After one air attack, soldiers panicked and Clouston had to pull his revolver out to restore order. “We have come to take you back to the UK,” he shouted. “I have six shots here and I am not a bad shot. The lieutenant behind me is an even better one…. Now get down into those bloody ships!” They did.

On June 1, Clouston returned to Dover to report to his superiors. He was en route back to Dunkirk for the final night of the evacuation when Luftwaffe dive bombers sank his vessel, and Clouston drowned.


Paul Popper/Popperfoto/Getty Images/J151102503

Brooke’s strategic withdrawal

Born in 1883 in France to Anglo-Irish parents, Alan Brooke graduated from the Royal Military Academy, Woolwich, and received his commission in the Royal Artillery in 1902.

He served with the guns in France, and in 1916 began to perfect the creeping barrage. As the Canadian Corps’ senior artillery staff planner, his fire plan was instrumental in the victory at Vimy Ridge. As a lieutenant-colonel, he became the artillery General Staff Officer (Grade 1) of Britain’s First Army. He commanded a division in the mid-1930s, and when the BEF went to France in 1939, Brooke was a corps commander.

He was praised for his handling of the British retreat to Dunkirk in May 1940, and he was tapped to lead the reconstituted BEF in western France in June. As the French collapsed in the face of the Wehrmacht onslaught, Brooke recognized the utter futility of attempting to create an Anglo-French defence line in western France. He argued strenuously for the withdrawal of the BEF, including the 1st Canadian Infantry Brigade that had landed at Brest in June.

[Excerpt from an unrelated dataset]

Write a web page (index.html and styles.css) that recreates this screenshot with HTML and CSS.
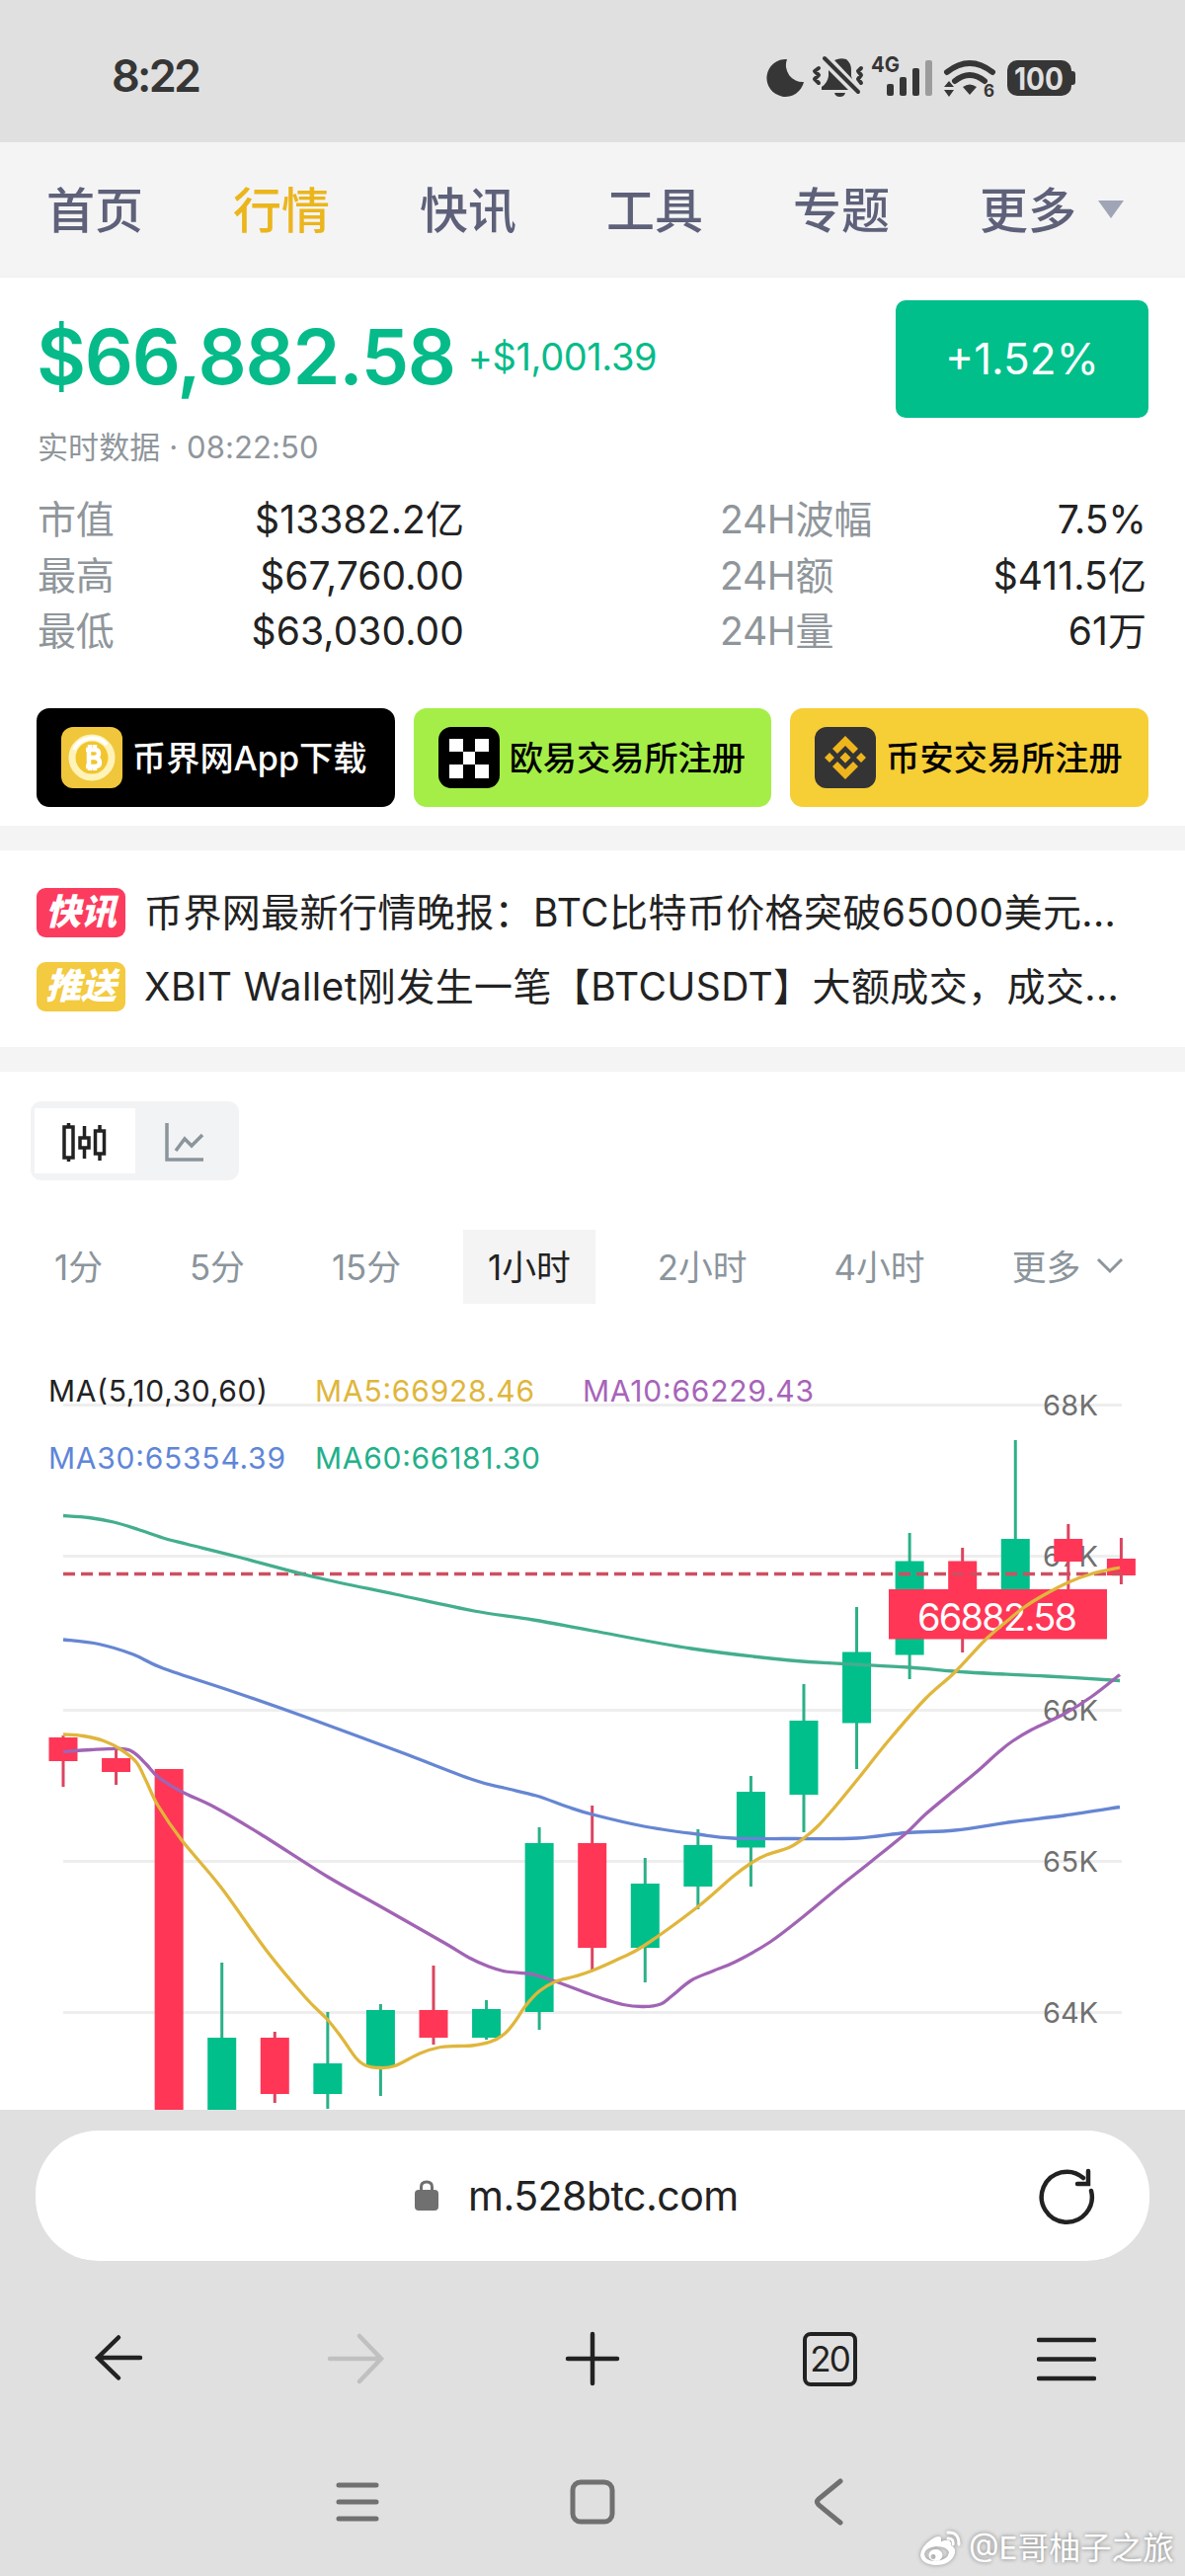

To Brooke, there were no possibilities of military success, no matter what British prime minister Winston Churchill might have believed were the political imperatives of having British troops continue the fight on French soil. Brooke won the point, and some 200,000 men were evacuated.

By December 1941, Brooke was Chief of the Imperial General Staff. He became the architect of the resurrection of the British Army, and the planner of the Allied victory over Hitler.